Previous attempts at creating 'embodied agents' – programs that can interact with a virtual environment – were limited. They could only handle simple commands and struggled to understand more complex goals or adapt to new situations. Essentially, they weren't very good at acting like a helpful partner in a virtual world, and couldn't learn independently.
What's the solution?
The researchers built SIMA 2 using a powerful language model called Gemini. This allows SIMA 2 to not only understand language but also images, and to reason about what needs to be done to achieve a goal. It can have a conversation with a user, follow complicated instructions, and even create its own tasks and reward itself for completing them, allowing it to learn new skills without direct programming.
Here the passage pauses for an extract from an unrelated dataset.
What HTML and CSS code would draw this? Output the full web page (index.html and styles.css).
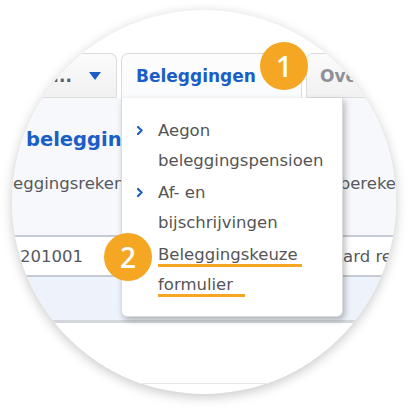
FILE: index.html
```html
<!DOCTYPE html>
<html lang="nl">
<head>
<meta charset="utf-8">
<title>Beleggingen</title>
<link rel="stylesheet" href="styles.css">
</head>
<body>
<div class="circle">
  <div class="tabs">
    <div class="tab tab-first"><span class="tab-label dark">Pensioen...</span><span class="caret"></span></div>
    <div class="tab tab-active"><span class="tab-label blue">Beleggingen</span></div>
    <div class="tab tab-last"><span class="tab-label muted">Overzicht</span></div>
  </div>
  <div class="panel">
    <h1 class="title">beleggingen</h1>
    <div class="sub">
      <span class="sub-left">Beleggingsrekening</span>
      <span class="sub-right">Rendementsberekening</span>
    </div>
  </div>
  <div class="row">
    <div class="cell-num"><span>0000201001</span></div>
    <span class="cell-right">Standaard rekening</span>
  </div>
  <div class="band"></div>
  <div class="foot"></div>

  <div class="menu">
    <div class="item">
      <span class="chev"><svg width="6" height="9" viewBox="0 0 6 9"><polyline points="1,1 4.6,4.5 1,8" fill="none" stroke="#1f5fc0" stroke-width="2.2" stroke-linecap="round" stroke-linejoin="round"/></svg></span>
      <span class="item-text">Aegon<br>beleggingspensioen</span>
    </div>
    <div class="item">
      <span class="chev"><svg width="6" height="9" viewBox="0 0 6 9"><polyline points="1,1 4.6,4.5 1,8" fill="none" stroke="#1f5fc0" stroke-width="2.2" stroke-linecap="round" stroke-linejoin="round"/></svg></span>
      <span class="item-text">Af- en<br>bijschrijvingen</span>
    </div>
    <div class="item">
      <span class="chev"></span>
      <span class="item-text"><span class="ul ul-a">Beleggingskeuze</span><br><span class="ul ul-b">formulier</span></span>
    </div>
  </div>

  <div class="badge badge-one">1</div>
  <div class="badge badge-two">2</div>
</div>
</body>
</html>
```

FILE: styles.css
```css
html, body {
  margin: 0;
  padding: 0;
  background: #ffffff;
}

body {
  font-family: "DejaVu Sans", Verdana, sans-serif;
  width: 408px;
  height: 408px;
  overflow: hidden;
}

.circle {
  position: relative;
  margin: 10px 0 0 12px;
  width: 384px;
  height: 384px;
  border-radius: 50%;
  overflow: hidden;
  background: #ffffff;
  box-shadow: 0 3px 12px rgba(0, 0, 0, 0.22);
}

/* tabs */
.tabs {
  display: flex;
  gap: 4px;
  margin-top: 43px;
  height: 45px;
}

.tab {
  box-sizing: border-box;
  height: 45px;
  display: flex;
  align-items: center;
  flex: none;
  border: 1.5px solid #dcdcdc;
  border-radius: 7px 7px 0 0;
  background: linear-gradient(#fbfbfb, #f1f1f1);
  white-space: nowrap;
  overflow: hidden;
}

.tab-first {
  width: 105px;
  justify-content: flex-end;
  padding-right: 15px;
  gap: 17px;
  border-left: none;
}

.tab-active {
  width: 181px;
  padding-left: 14px;
  border-bottom: none;
  background: linear-gradient(#fcfcfd, #fafbfc);
}

.tab-last {
  width: 110px;
  padding-left: 13px;
}

.tab-label {
  font-size: 17px;
  font-weight: bold;
}

.dark { color: #565d6d; }
.blue { color: #1b5ec6; }
.muted { color: #8d9099; }

.caret {
  width: 0;
  height: 0;
  border-left: 6.5px solid transparent;
  border-right: 6.5px solid transparent;
  border-top: 8px solid #1b5ec6;
  margin-top: 1px;
}

/* page content under the menu */
.panel {
  box-sizing: border-box;
  height: 137px;
  background: #f6f8fb;
  padding-top: 30px;
}

.title {
  margin: 0;
  padding-left: 14px;
  font-size: 19.5px;
  line-height: 24px;
  font-weight: bold;
  color: #1b5ec6;
  white-space: nowrap;
}

.sub {
  display: grid;
  grid-template-columns: 224px 1fr;
  margin-top: 20px;
  font-size: 16.5px;
  line-height: 24px;
  color: #565960;
  white-space: nowrap;
}

.sub-left {
  margin-left: -25px;
}

.row {
  display: grid;
  grid-template-columns: 71px 1fr;
  height: 38px;
  border-top: 2px solid #c6cad2;
  border-bottom: 2px solid #c6cad2;
  background: #ffffff;
  font-size: 16.5px;
  line-height: 36px;
  color: #565960;
  white-space: nowrap;
}

.cell-num {
  display: flex;
  justify-content: flex-end;
  padding-top: 2px;
}

.cell-right {
  padding-left: 202px;
  padding-top: 2px;
}

.band {
  height: 43px;
  background: #eef3fb;
}

.foot {
  height: 60px;
  border-top: 3px solid #d3d6dc;
  border-bottom: 1px solid #e7e7e7;
  background: #ffffff;
}

/* dropdown menu */
.menu {
  position: absolute;
  left: 109px;
  top: 88px;
  width: 222px;
  box-sizing: border-box;
  padding: 18px 0 16px 0;
  background: #ffffff;
  border: 1px solid #dadada;
  border-top: none;
  border-radius: 0 0 6px 6px;
  box-shadow: 2px 3px 6px rgba(0, 0, 0, 0.28);
}

.item {
  display: grid;
  grid-template-columns: 36px 1fr;
  font-size: 16.5px;
  line-height: 30px;
  color: #555555;
  white-space: nowrap;
}

.item + .item {
  margin-top: 2px;
}

.chev {
  padding-left: 15px;
  padding-top: 10px;
}

.chev svg {
  display: block;
}

.ul {
  background: linear-gradient(#f5a623, #f5a623) no-repeat left bottom;
  background-size: 100% 3px;
  padding-bottom: 3px;
}

.ul-a { padding-right: 4px; }
.ul-b { padding-right: 12px; }

/* numbered badges */
.badge {
  position: absolute;
  width: 48px;
  height: 48px;
  border-radius: 50%;
  background: #f5a623;
  color: #ffffff;
  display: flex;
  align-items: center;
  justify-content: center;
  font-family: "Open Sans", "DejaVu Sans", sans-serif;
  font-weight: 600;
  font-size: 28px;
  line-height: 1;
}

.badge-one {
  left: 248px;
  top: 32px;
}

.badge-two {
  left: 92px;
  top: 223px;
}
```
They tested it in many different virtual games and environments.
Why it matters?
This work is important because it shows we're getting closer to creating truly versatile and intelligent agents that can operate in both virtual and real-world environments. Imagine robots that can understand what you want and help you with tasks, or virtual assistants that can actually *do* things in a 3D world, not just respond to questions. SIMA 2 is a step towards making that a reality.
Abstract
We introduce SIMA 2, a generalist embodied agent that understands and acts in a wide variety of 3D virtual worlds. Built upon a Gemini foundation model, SIMA 2 represents a significant step toward active, goal-directed interaction within an embodied environment. Unlike prior work (e.g., SIMA 1) limited to simple language commands, SIMA 2 acts as an interactive partner, capable of reasoning about high-level goals, conversing with the user, and handling complex instructions given through language and images. Across a diverse portfolio of games, SIMA 2 substantially closes the gap with human performance and demonstrates robust generalization to previously unseen environments, all while retaining the base model's core reasoning capabilities. Furthermore, we demonstrate a capacity for open-ended self-improvement: by leveraging Gemini to generate tasks and provide rewards, SIMA 2 can autonomously learn new skills from scratch in a new environment. This work validates a path toward creating versatile and continuously learning agents for both virtual and, eventually, physical worlds.